Longer dual anti-HER2 therapy may improve response in HER2+ breast cancer
A 24-week course of dual anti-HER2 treatment produces a numeric increase in response rates compared with a 12-week course without using chemotherapy in women with breast cancer harbouring a HER2 mutation, according to the results of a phase II trial.
The trial combined a Simon phase II design in the experimental arm with a pick-the-winner design. A total of 97 women with HER2-positive breast tumours measuring ≥2 cm (median, 5 cm) were randomly assigned to receive 12 (n=33) or 24 weeks (n=24) of lapatinib plus trastuzumab.
In patients whose tumours were also oestrogen receptor (ER)-positive, letrozole (along with ovarian suppression if premenopausal) was administered. All evaluable patients were assessed for in-breast pathologic complete response (pCR).

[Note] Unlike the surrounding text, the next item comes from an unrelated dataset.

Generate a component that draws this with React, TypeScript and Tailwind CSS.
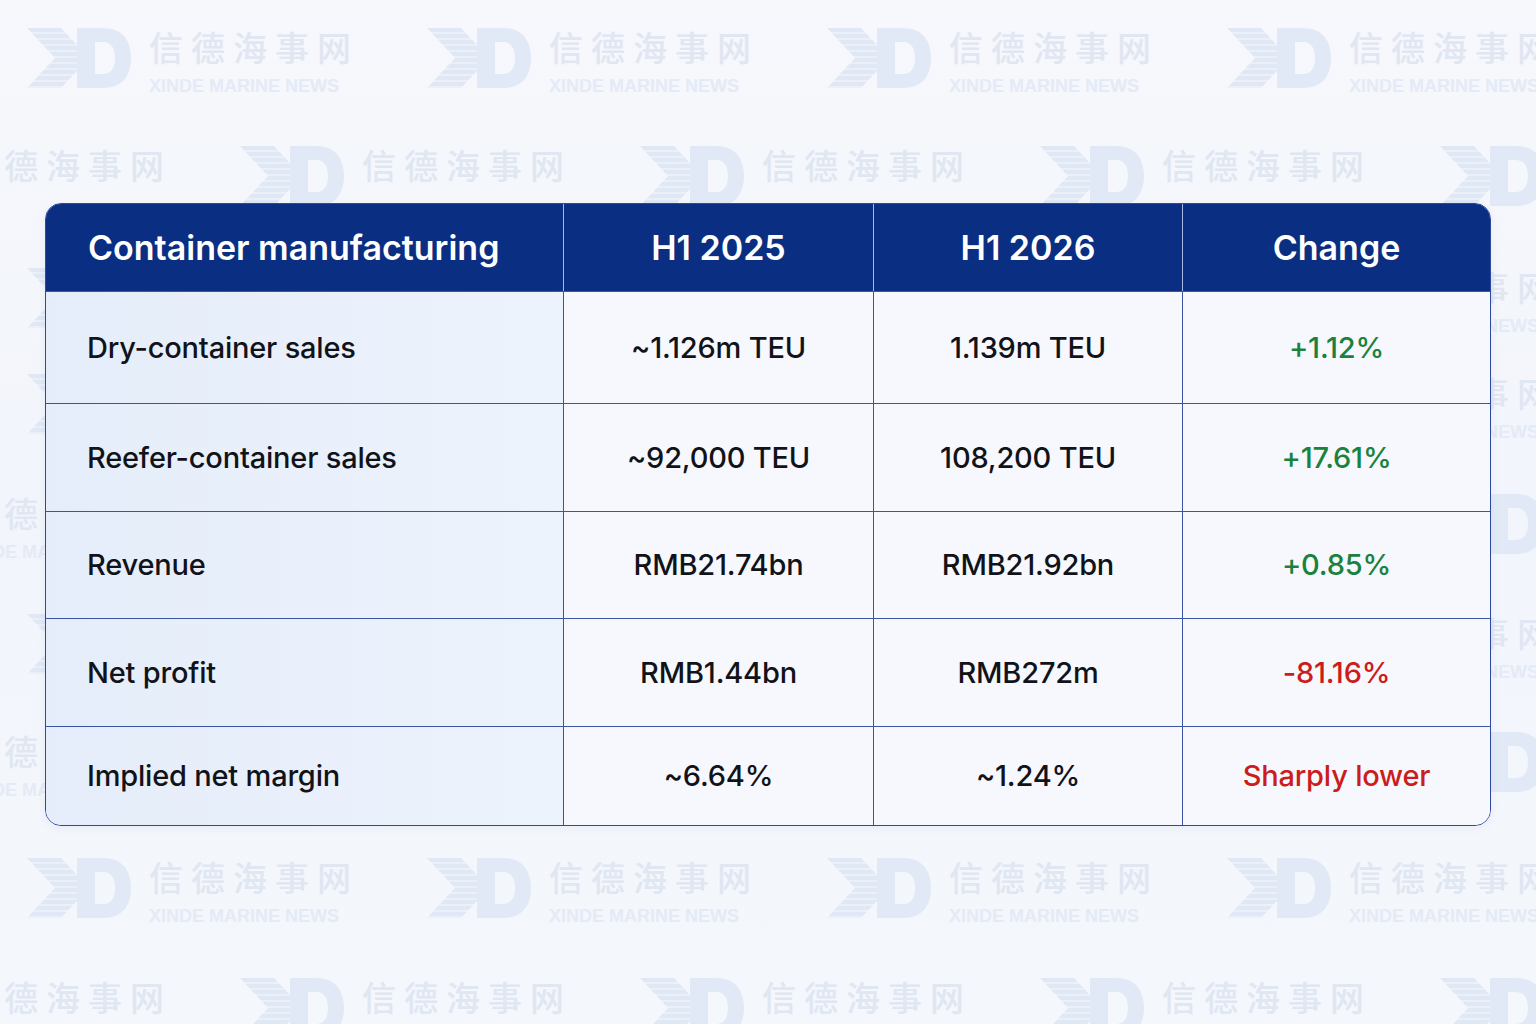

Of the patients, 94 were evaluable. The median age of the cohort was 51 years, and 55 percent were postmenopausal. Median tumour size was 5 cm, and 65 percent were ER-positive. The longer treatment arm showed superiority over the shorter arm in terms of the rate of pCR (28 percent vs 12 percent). The increased response observed with the 24-week course was driven by an increased pCR in the ER-positive subgroup (33 percent vs 9 percent).
Treatment was well tolerated, with grade 1–2 diarrhoea and acneiform rash being the most common toxicities.
The findings, if validated, may help identify patients who may benefit from de-escalation of therapy, researchers said.